■ **Directions**
Output the data word for word, dropping every image.
────────
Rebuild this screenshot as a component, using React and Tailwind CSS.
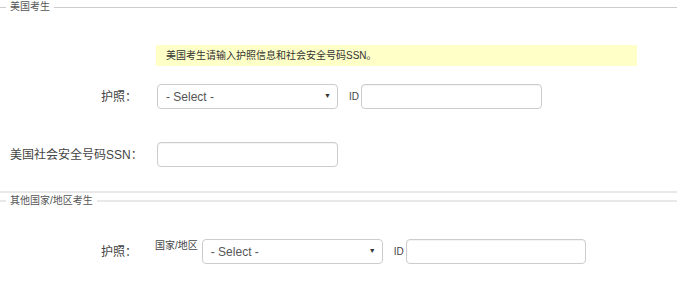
import React from "react";

const cjk = "font-['Liberation_Sans','Noto_Sans_CJK_SC',sans-serif]";

const Legend = ({ title, line }) => (
  <div className="flex items-center h-[14px]">
    <div className={`w-[6px] ${line}`}></div>
    <span className="px-[4px] text-[10px] leading-[14px] text-[#555]">{title}</span>
    <div className={`flex-1 ${line}`}></div>
  </div>
);

const Select = () => (
  <div className="flex items-center justify-between w-[181px] h-[25px] border border-[#ccc] rounded-[4px] bg-white pl-[8px] pr-[6px]">
    <span className="text-[12px] text-[#555]">- Select -</span>
    <span className="text-[7px] text-[#333]">▼</span>
  </div>
);

const Input = ({ w }) => (
  <div
    className={`${w} h-[25px] border border-[#ccc] rounded-[4px] bg-white shadow-[inset_0_1px_1px_rgba(0,0,0,0.05)]`}
  ></div>
);

const Label = ({ children }) => (
  <div className="w-[139px] text-right text-[12px] text-[#444] pr-[2px]">{children}</div>
);

export default function App() {
  return (
    <div className={`w-[677px] h-[292px] bg-white overflow-hidden ${cjk}`}>
      <Legend title="美国考生" line="h-px bg-[#ccc]" />

      <div className="ml-[156px] mt-[31px] w-[481px] h-[21px] bg-[#ffffc8] flex items-center pl-[10px] text-[10px] text-[#333]">
        美国考生请输入护照信息和社会安全号码SSN。
      </div>

      <div className="mt-[18px] flex items-center h-[25px]">
        <Label>护照：</Label>
        <div className="ml-[18px] flex items-center">
          <Select />
          <span className="ml-[11px] text-[10px] text-[#444]">ID</span>
          <div className="ml-[2px]">
            <Input w="w-[181px]" />
          </div>
        </div>
      </div>

      <div className="mt-[33px] flex items-center h-[25px]">
        <div className="w-[141px] pl-[10px] text-[12px] text-[#444] whitespace-nowrap">美国社会安全号码SSN：</div>
        <div className="ml-[16px]">
          <Input w="w-[181px]" />
        </div>
      </div>

      <div className="mt-[24px] h-[2px] bg-[#e8e8e8]"></div>

      <div className="mt-[1px]">
        <Legend title="其他国家/地区考生" line="h-[2px] bg-[#e8e8e8]" />
      </div>

      <div className="mt-[31px] flex items-center h-[25px]">
        <Label>护照：</Label>
        <div className="ml-[16px] flex items-center">
          <span className="text-[10px] text-[#444] self-start leading-[14px] mr-[4px]">国家/地区</span>
          <Select />
          <span className="ml-[11px] text-[10px] text-[#444]">ID</span>
          <div className="ml-[2px]">
            <Input w="w-[180px]" />
          </div>
        </div>
      </div>
    </div>
  );
}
────────
■ **Answer to this problem**
Rebuild this screenshot as a component, using React and Tailwind CSS.
import React from "react";

const cjk = "font-['Liberation_Sans','Noto_Sans_CJK_SC',sans-serif]";

const Legend = ({ title, line }) => (
  <div className="flex items-center h-[14px]">
    <div className={`w-[6px] ${line}`}></div>
    <span className="px-[4px] text-[10px] leading-[14px] text-[#555]">{title}</span>
    <div className={`flex-1 ${line}`}></div>
  </div>
);

const Select = () => (
  <div className="flex items-center justify-between w-[181px] h-[25px] border border-[#ccc] rounded-[4px] bg-white pl-[8px] pr-[6px]">
    <span className="text-[12px] text-[#555]">- Select -</span>
    <span className="text-[7px] text-[#333]">▼</span>
  </div>
);

const Input = ({ w }) => (
  <div
    className={`${w} h-[25px] border border-[#ccc] rounded-[4px] bg-white shadow-[inset_0_1px_1px_rgba(0,0,0,0.05)]`}
  ></div>
);

const Label = ({ children }) => (
  <div className="w-[139px] text-right text-[12px] text-[#444] pr-[2px]">{children}</div>
);

export default function App() {
  return (
    <div className={`w-[677px] h-[292px] bg-white overflow-hidden ${cjk}`}>
      <Legend title="美国考生" line="h-px bg-[#ccc]" />

      <div className="ml-[156px] mt-[31px] w-[481px] h-[21px] bg-[#ffffc8] flex items-center pl-[10px] text-[10px] text-[#333]">
        美国考生请输入护照信息和社会安全号码SSN。
      </div>

      <div className="mt-[18px] flex items-center h-[25px]">
        <Label>护照：</Label>
        <div className="ml-[18px] flex items-center">
          <Select />
          <span className="ml-[11px] text-[10px] text-[#444]">ID</span>
          <div className="ml-[2px]">
            <Input w="w-[181px]" />
          </div>
        </div>
      </div>

      <div className="mt-[33px] flex items-center h-[25px]">
        <div className="w-[141px] pl-[10px] text-[12px] text-[#444] whitespace-nowrap">美国社会安全号码SSN：</div>
        <div className="ml-[16px]">
          <Input w="w-[181px]" />
        </div>
      </div>

      <div className="mt-[24px] h-[2px] bg-[#e8e8e8]"></div>

      <div className="mt-[1px]">
        <Legend title="其他国家/地区考生" line="h-[2px] bg-[#e8e8e8]" />
      </div>

      <div className="mt-[31px] flex items-center h-[25px]">
        <Label>护照：</Label>
        <div className="ml-[16px] flex items-center">
          <span className="text-[10px] text-[#444] self-start leading-[14px] mr-[4px]">国家/地区</span>
          <Select />
          <span className="ml-[11px] text-[10px] text-[#444]">ID</span>
          <div className="ml-[2px]">
            <Input w="w-[180px]" />
          </div>
        </div>
      </div>
    </div>
  );
}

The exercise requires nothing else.